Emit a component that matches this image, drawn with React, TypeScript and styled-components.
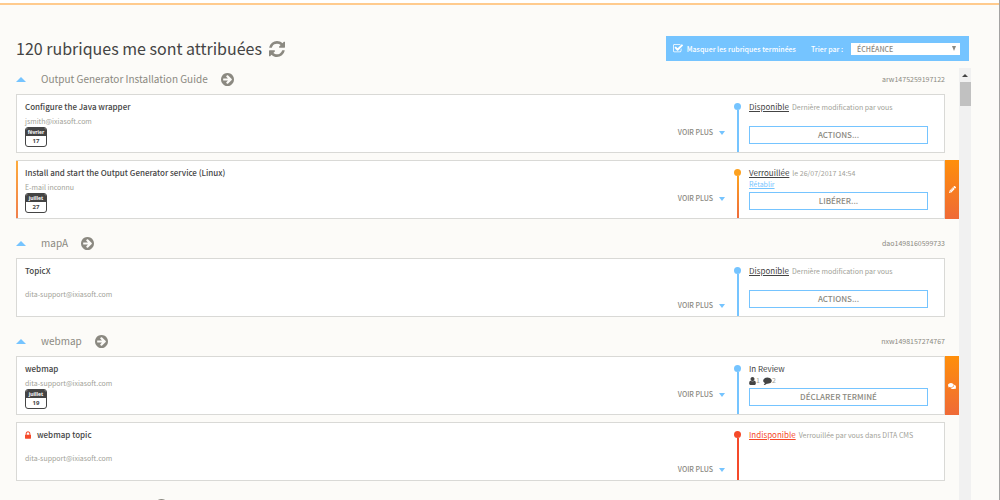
import React from "react";
import styled, { createGlobalStyle, css } from "styled-components";
import { FaComments, FaPencilAlt } from "react-icons/fa";

const colors = {
  page: "#fcfbf8",
  sky: "#75c4ff",
  text: "#444444",
  muted: "#8b8981",
  faint: "#a19f98",
  border: "#d9d9d6",
  red: "#f54a2a",
  amber: "#fda11f",
};

const Global = createGlobalStyle`
  * { box-sizing: border-box; }
  body {
    margin: 0;
    background: ${colors.page};
    color: ${colors.text};
    font-family: "Noto Sans CJK SC", "Noto Sans", sans-serif;
  }
  button, select, input { font-family: inherit; margin: 0; }
`;

/* ---------- icons ---------- */

const paths = {
  refresh:
    "M1639 1056q0 5-1 7-64 268-268 434.5t-478 166.5q-146 0-282.5-55t-243.5-157l-129 129q-19 19-45 19t-45-19-19-45v-448q0-26 19-45t45-19h448q26 0 45 19t19 45-19 45l-137 137q71 66 161 102t187 36q134 0 250-65t186-179q11-17 53-117 8-23 30-23h192q13 0 22.5 9.5t9.5 22.5zm25-800v448q0 26-19 45t-45 19h-448q-26 0-45-19t-19-45 19-45l138-138q-148-137-349-137-134 0-250 65t-186 179q-11 17-53 117-8 23-30 23h-199q-13 0-22.5-9.5t-9.5-22.5v-7q65-268 270-434.5t480-166.5q146 0 284 55.5t245 156.5l130-129q19-19 45-19t45 19 19 45z",
  arrow:
    "M1413 896q0-27-18-45l-91-91-362-362q-18-18-45-18t-45 18l-91 91q-18 18-18 45t18 45l189 189h-502q-26 0-45 19t-19 45v128q0 26 19 45t45 19h502l-189 189q-18 18-18 45t18 45l91 91q18 18 45 18t45-18l362-362 91-91q18-18 18-45zm251 0q0 209-103 385.5t-279.5 279.5-385.5 103-385.5-103-279.5-279.5-103-385.5 103-385.5 279.5-279.5 385.5-103 385.5 103 279.5 279.5 103 385.5z",
  check:
    "M1472 930v318q0 119-84.5 203.5t-203.5 84.5h-832q-119 0-203.5-84.5t-84.5-203.5v-832q0-119 84.5-203.5t203.5-84.5h832q63 0 117 25 15 7 18 23 3 17-9 29l-49 49q-10 10-23 10-3 0-9-2-23-6-45-6h-832q-66 0-113 47t-47 113v832q0 66 47 113t113 47h832q66 0 113-47t47-113v-254q0-13 9-22l64-64q10-10 23-10 6 0 12 3 20 8 20 29zm231-489l-814 814q-24 24-57 24t-57-24l-430-430q-24-24-24-57t24-57l110-110q24-24 57-24t57 24l263 263 647-647q24-24 57-24t57 24l110 110q24 24 24 57t-24 57z",
  lock: "M640 768h512v-192q0-106-75-181t-181-75-181 75-75 181v192zm832 96v576q0 40-28 68t-68 28h-960q-40 0-68-28t-28-68v-576q0-40 28-68t68-28h32v-192q0-184 132-316t316-132 316 132 132 316v192h32q40 0 68 28t28 68z",
  user: "M1536 1399q0 109-62.5 187t-150.5 78h-854q-88 0-150.5-78t-62.5-187q0-85 8.5-160.5t31.5-152 58.5-131 94-89 134.5-34.5q131 128 313 128t313-128q76 0 134.5 34.5t94 89 58.5 131 31.5 152 8.5 160.5zm-256-887q0 159-112.5 271.5t-271.5 112.5-271.5-112.5-112.5-271.5 112.5-271.5 271.5-112.5 271.5 112.5 112.5 271.5z",
  comment:
    "M1792 896q0 174-120 321.5t-326 233-450 85.5q-70 0-145-8-198 175-460 242-49 14-114 22-17 2-30.5-9t-17.5-29v-1q-3-4-.5-12t2-10 4.5-9.5l6-9 7-8.5 8-9q7-8 31-34.5t34.5-38 31-39.5 32.5-51 27-59 26-76q-157-89-247.5-220t-90.5-281q0-130 71-248.5t191-204.5 286-136.5 348-50.5q244 0 450 85.5t326 233 120 321.5z",
};

const boxes: Record<keyof typeof paths, string> = {
  refresh: "128 128 1536 1536",
  arrow: "128 128 1536 1536",
  check: "64 192 1664 1408",
  lock: "320 128 1152 1408",
  user: "256 128 1280 1536",
  comment: "0 128 1792 1664",
};

const Svg = styled.svg`
  display: block;
  flex: none;
  fill: currentColor;
`;

type IconProps = { name: keyof typeof paths; width: number; height: number };

const Icon = ({ name, width, height }: IconProps) => (
  <Svg width={width} height={height} viewBox={boxes[name]} aria-hidden="true">
    <path d={paths[name]} />
  </Svg>
);

const Triangle = styled.span<{ $up?: boolean }>`
  flex: none;
  border: solid transparent;
  ${(p) =>
    p.$up
      ? css`
          border-width: 0 5px 5px;
          border-bottom-color: ${colors.sky};
        `
      : css`
          border-width: 4px 3px 0;
          border-top-color: ${colors.sky};
        `}
`;

/* ---------- page frame ---------- */

const Page = styled.div`
  height: 100vh;
  overflow: hidden;
  display: flex;
  flex-direction: column;
  border-right: 1px solid #a3a3a3;
`;

const TopStrip = styled.div`
  flex: none;
  height: 5px;
  background: #ffffff;
  border-bottom: 2px solid #ffcb8e;
`;

const Header = styled.header`
  flex: none;
  display: flex;
  justify-content: space-between;
  align-items: center;
  padding: 31px 30px 7px 16px;
`;

const Heading = styled.h1`
  margin: 0;
  font-size: 16px;
  line-height: 25px;
  font-weight: 400;
`;

const HeadingGroup = styled.div`
  display: flex;
  align-items: center;
  gap: 7px;
`;

const IconButton = styled.button`
  display: block;
  padding: 0;
  border: 0;
  background: none;
  color: ${colors.muted};
`;

const Toolbar = styled.div`
  display: flex;
  align-items: center;
  height: 25px;
  padding: 0 9px 0 7px;
  gap: 15px;
  background: ${colors.sky};
  color: #ffffff;
  font-size: 7px;
  font-weight: 500;
`;

const ToolLabel = styled.label`
  display: flex;
  align-items: center;
  gap: 4px;
  white-space: nowrap;
`;

const CheckHolder = styled.span`
  display: grid;
  > * {
    grid-area: 1 / 1;
  }
`;

const Checkbox = styled.input`
  appearance: none;
  width: 10px;
  height: 9px;
`;

const SortLabel = styled(ToolLabel)`
  gap: 8px;
`;

const SelectHolder = styled.span`
  display: grid;
  align-items: center;
  width: 109px;
  height: 12px;
  background: #ffffff;
  color: ${colors.muted};
  > * {
    grid-area: 1 / 1;
  }
`;

const Select = styled.select`
  appearance: none;
  width: 100%;
  height: 12px;
  padding: 0 6px;
  border: 0;
  background: none;
  color: inherit;
  font-size: 7px;
  line-height: 12px;
  font-weight: 500;
`;

const SelectArrow = styled.span`
  justify-self: end;
  margin-right: 4px;
  border: solid transparent;
  border-width: 5px 2px 0;
  border-top-color: ${colors.muted};
  pointer-events: none;
`;

/* ---------- list ---------- */

const Body = styled.main`
  flex: 1;
  min-height: 0;
  display: flex;
  padding: 0 28px 0 16px;
`;

const List = styled.div`
  flex: 1;
  min-width: 0;
  overflow: hidden;
`;

const Group = styled.section`
  margin-bottom: 13px;
`;

const GroupHeader = styled.div`
  display: flex;
  align-items: center;
  height: 22px;
  margin: 0 14px 4px 0;
`;

const GroupName = styled.h2`
  margin: 0 13px 0 15px;
  font-size: 10px;
  line-height: 22px;
  font-weight: 400;
  color: ${colors.muted};
`;

const UnnamedGroup = styled.span`
  width: 129px;
`;

const GroupCode = styled.span`
  margin-left: auto;
  font-size: 7px;
  color: ${colors.muted};
`;

const Cards = styled.div`
  display: grid;
  gap: 7px;
`;

const CardRow = styled.div`
  display: flex;
`;

const Card = styled.article<{ $accent?: boolean }>`
  flex: 1;
  min-width: 0;
  display: flex;
  height: 59px;
  border: 1px solid ${colors.border};
  background: #ffffff;
  ${(p) =>
    p.$accent &&
    css`
      border-left: 0;
      padding-left: 1px;
      background: linear-gradient(#fdab3c, #f07f4c) left / 2px 100% no-repeat #ffffff;
    `}
`;

const SideTab = styled.button`
  flex: none;
  width: 14px;
  padding: 0;
  border: 0;
  display: grid;
  place-items: center;
  color: #ffffff;
  background: linear-gradient(#ff8f0a, #ef6a37);
`;

const TabSpace = styled.span`
  flex: none;
  width: 14px;
`;

const Summary = styled.div`
  flex: 1;
  min-width: 0;
  padding: 6px 0 0 8px;
`;

const Title = styled.h3`
  display: flex;
  align-items: center;
  gap: 6px;
  margin: 0;
  font-size: 8px;
  line-height: 12px;
  font-weight: 500;
  svg {
    color: ${colors.red};
  }
`;

const Email = styled.p<{ $low?: boolean }>`
  margin: ${(p) => (p.$low ? "12px" : "3px")} 0 0;
  font-size: 7px;
  line-height: 11px;
  color: ${colors.faint};
`;

const DateBox = styled.time`
  display: block;
  width: 22px;
  height: 20px;
  border: 1px solid ${colors.text};
  border-radius: 3px;
  overflow: hidden;
  text-align: center;
  font-family: "Noto Sans", sans-serif;
  font-size: 6px;
  font-weight: 700;
`;

const Month = styled.span`
  display: block;
  background: ${colors.text};
  color: #ffffff;
  font-size: 5px;
  line-height: 8px;
`;

const Day = styled.span`
  display: block;
  line-height: 10px;
`;

const More = styled.button<{ $low?: boolean }>`
  align-self: flex-start;
  display: flex;
  align-items: center;
  gap: 6px;
  margin: ${(p) => (p.$low ? "41px" : "32px")} 9px 0 0;
  padding: 0;
  border: 0;
  background: none;
  color: ${colors.muted};
  font-size: 7px;
  line-height: 11px;
  font-weight: 500;
`;

type Tone = "sky" | "amber" | "red";

const rails: Record<Tone, string> = {
  sky: colors.sky,
  amber: "linear-gradient(#fda11f, #ee6c3c)",
  red: colors.red,
};

const Rail = styled.div<{ $tone: Tone }>`
  width: 7px;
  padding-top: 8px;
  display: flex;
  flex-direction: column;
  &::before {
    content: "";
    height: 7px;
    border-radius: 50%;
    background: ${(p) => colors[p.$tone]};
  }
  &::after {
    content: "";
    flex: 1;
    width: 2px;
    margin-left: 3px;
    background: ${(p) => rails[p.$tone]};
  }
`;

const Status = styled.div`
  width: 203px;
  padding: 6px 16px 0 8px;
  display: grid;
  grid-template-rows: 12px 13px 18px;
`;

const StatusLine = styled.div`
  display: flex;
  align-items: baseline;
  gap: 3px;
  white-space: nowrap;
  font-size: 8px;
  line-height: 12px;
`;

const StatusLink = styled.a<{ $tone: Tone }>`
  color: ${(p) => (p.$tone === "red" ? colors.red : colors.text)};
`;

const Note = styled.span`
  font-size: 7px;
  color: ${colors.faint};
`;

const SubLine = styled.div`
  display: flex;
  align-items: center;
  height: 11px;
  font-size: 7px;
  line-height: 11px;
  color: ${colors.faint};
  a {
    color: ${colors.sky};
  }
`;

const Count = styled.span`
  display: flex;
  align-items: center;
  margin-right: 3px;
  svg {
    color: ${colors.text};
  }
`;

const ActionButton = styled.button`
  padding: 0;
  border: 1px solid ${colors.sky};
  background: #ffffff;
  color: ${colors.muted};
  font-size: 8px;
  line-height: 16px;
  font-weight: 500;
`;

/* ---------- scrollbar ---------- */

const ScrollTrack = styled.div`
  flex: none;
  width: 12px;
  background: #f1f1f1;
`;

const ScrollUp = styled.button`
  display: grid;
  place-items: center;
  width: 100%;
  height: 14px;
  padding: 0;
  border: 0;
  background: none;
  &::before {
    content: "";
    border: solid transparent;
    border-width: 0 3px 3px;
    border-bottom-color: #444444;
  }
`;

const ScrollThumb = styled.div`
  height: 24px;
  margin-left: 1px;
  background: #c1c1c1;
`;

/* ---------- data ---------- */

type Task = {
  title: string;
  locked?: boolean;
  email: string;
  date?: [string, string];
  tone: Tone;
  status: string;
  plain?: boolean;
  note?: string;
  restore?: boolean;
  counts?: [number, number];
  action?: string;
  tab?: "edit" | "comments";
};

const groups: { name: string; code: string; tasks: Task[] }[] = [
  {
    name: "Output Generator Installation Guide",
    code: "arw1475259197122",
    tasks: [
      {
        title: "Configure the Java wrapper",
        email: "jsmith@ixiasoft.com",
        date: ["février", "17"],
        tone: "sky",
        status: "Disponible",
        note: "Dernière modification par vous",
        action: "ACTIONS...",
      },
      {
        title: "Install and start the Output Generator service (Linux)",
        email: "E-mail inconnu",
        date: ["juillet", "27"],
        tone: "amber",
        status: "Verrouillée",
        note: "le 26/07/2017 14:54",
        restore: true,
        action: "LIBÉRER...",
        tab: "edit",
      },
    ],
  },
  {
    name: "mapA",
    code: "dao1498160599733",
    tasks: [
      {
        title: "TopicX",
        email: "dita-support@ixiasoft.com",
        tone: "sky",
        status: "Disponible",
        note: "Dernière modification par vous",
        action: "ACTIONS...",
      },
    ],
  },
  {
    name: "webmap",
    code: "nxw1498157274767",
    tasks: [
      {
        title: "webmap",
        email: "dita-support@ixiasoft.com",
        date: ["juillet", "19"],
        tone: "sky",
        status: "In Review",
        plain: true,
        counts: [1, 2],
        action: "DÉCLARER TERMINÉ",
        tab: "comments",
      },
      {
        title: "webmap topic",
        locked: true,
        email: "dita-support@ixiasoft.com",
        tone: "red",
        status: "Indisponible",
        note: "Verrouillée par vous dans DITA CMS",
      },
    ],
  },
  { name: "", code: "", tasks: [] },
];

const TaskRow = ({ task }: { task: Task }) => (
  <CardRow>
    <Card $accent={task.tone === "amber"}>
      <Summary>
        <Title>
          {task.locked && <Icon name="lock" width={6} height={8} />}
          {task.title}
        </Title>
        <Email $low={!task.date}>{task.email}</Email>
        {task.date && (
          <DateBox>
            <Month>{task.date[0]}</Month>
            <Day>{task.date[1]}</Day>
          </DateBox>
        )}
      </Summary>
      <More type="button" $low={!task.date}>
        VOIR PLUS
        <Triangle />
      </More>
      <Rail $tone={task.tone} />
      <Status>
        <StatusLine>
          {task.plain ? (
            <span>{task.status}</span>
          ) : (
            <StatusLink href="#" $tone={task.tone}>
              {task.status}
            </StatusLink>
          )}
          {task.note && <Note>{task.note}</Note>}
        </StatusLine>
        <SubLine>
          {task.restore && <a href="#">Rétablir</a>}
          {task.counts && (
            <>
              <Count>
                <Icon name="user" width={7} height={8} />
                {task.counts[0]}
              </Count>
              <Count>
                <Icon name="comment" width={9} height={8} />
                {task.counts[1]}
              </Count>
            </>
          )}
        </SubLine>
        {task.action && <ActionButton type="button">{task.action}</ActionButton>}
      </Status>
    </Card>
    {task.tab ? (
      <SideTab type="button" aria-label={task.tab === "edit" ? "Modifier" : "Commentaires"}>
        {task.tab === "edit" ? <FaPencilAlt size={7} /> : <FaComments size={8} />}
      </SideTab>
    ) : (
      <TabSpace />
    )}
  </CardRow>
);

export default function App() {
  return (
    <Page>
      <Global />
      <TopStrip />
      <Header>
        <HeadingGroup>
          <Heading>120 rubriques me sont attribuées</Heading>
          <IconButton type="button" aria-label="Actualiser">
            <Icon name="refresh" width={16} height={16} />
          </IconButton>
        </HeadingGroup>
        <Toolbar>
          <ToolLabel>
            <CheckHolder>
              <Checkbox type="checkbox" defaultChecked />
              <Icon name="check" width={10} height={9} />
            </CheckHolder>
            Masquer les rubriques terminées
          </ToolLabel>
          <SortLabel>
            Trier par :
            <SelectHolder>
              <Select defaultValue="due">
                <option value="due">ÉCHÉANCE</option>
              </Select>
              <SelectArrow />
            </SelectHolder>
          </SortLabel>
        </Toolbar>
      </Header>
      <Body>
        <List>
          {groups.map((group, i) => (
            <Group key={i}>
              <GroupHeader>
                <Triangle $up />
                {group.name ? <GroupName>{group.name}</GroupName> : <UnnamedGroup />}
                <IconButton type="button" aria-label="Ouvrir">
                  <Icon name="arrow" width={13} height={13} />
                </IconButton>
                <GroupCode>{group.code}</GroupCode>
              </GroupHeader>
              <Cards>
                {group.tasks.map((task) => (
                  <TaskRow key={task.title} task={task} />
                ))}
              </Cards>
            </Group>
          ))}
        </List>
        <ScrollTrack>
          <ScrollUp type="button" aria-label="Défiler vers le haut" />
          <ScrollThumb />
        </ScrollTrack>
      </Body>
    </Page>
  );
}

• • • • •

• Task:
Look at the listing and set down only the lines from its start through the line with "icons ---------- */", word for word and without pictures.

• Full answer:
Emit a component that matches this image, drawn with React, TypeScript and styled-components.
import React from "react";
import styled, { createGlobalStyle, css } from "styled-components";
import { FaComments, FaPencilAlt } from "react-icons/fa";

const colors = {
  page: "#fcfbf8",
  sky: "#75c4ff",
  text: "#444444",
  muted: "#8b8981",
  faint: "#a19f98",
  border: "#d9d9d6",
  red: "#f54a2a",
  amber: "#fda11f",
};

const Global = createGlobalStyle`
  * { box-sizing: border-box; }
  body {
    margin: 0;
    background: ${colors.page};
    color: ${colors.text};
    font-family: "Noto Sans CJK SC", "Noto Sans", sans-serif;
  }
  button, select, input { font-family: inherit; margin: 0; }
`;

/* ---------- icons ---------- */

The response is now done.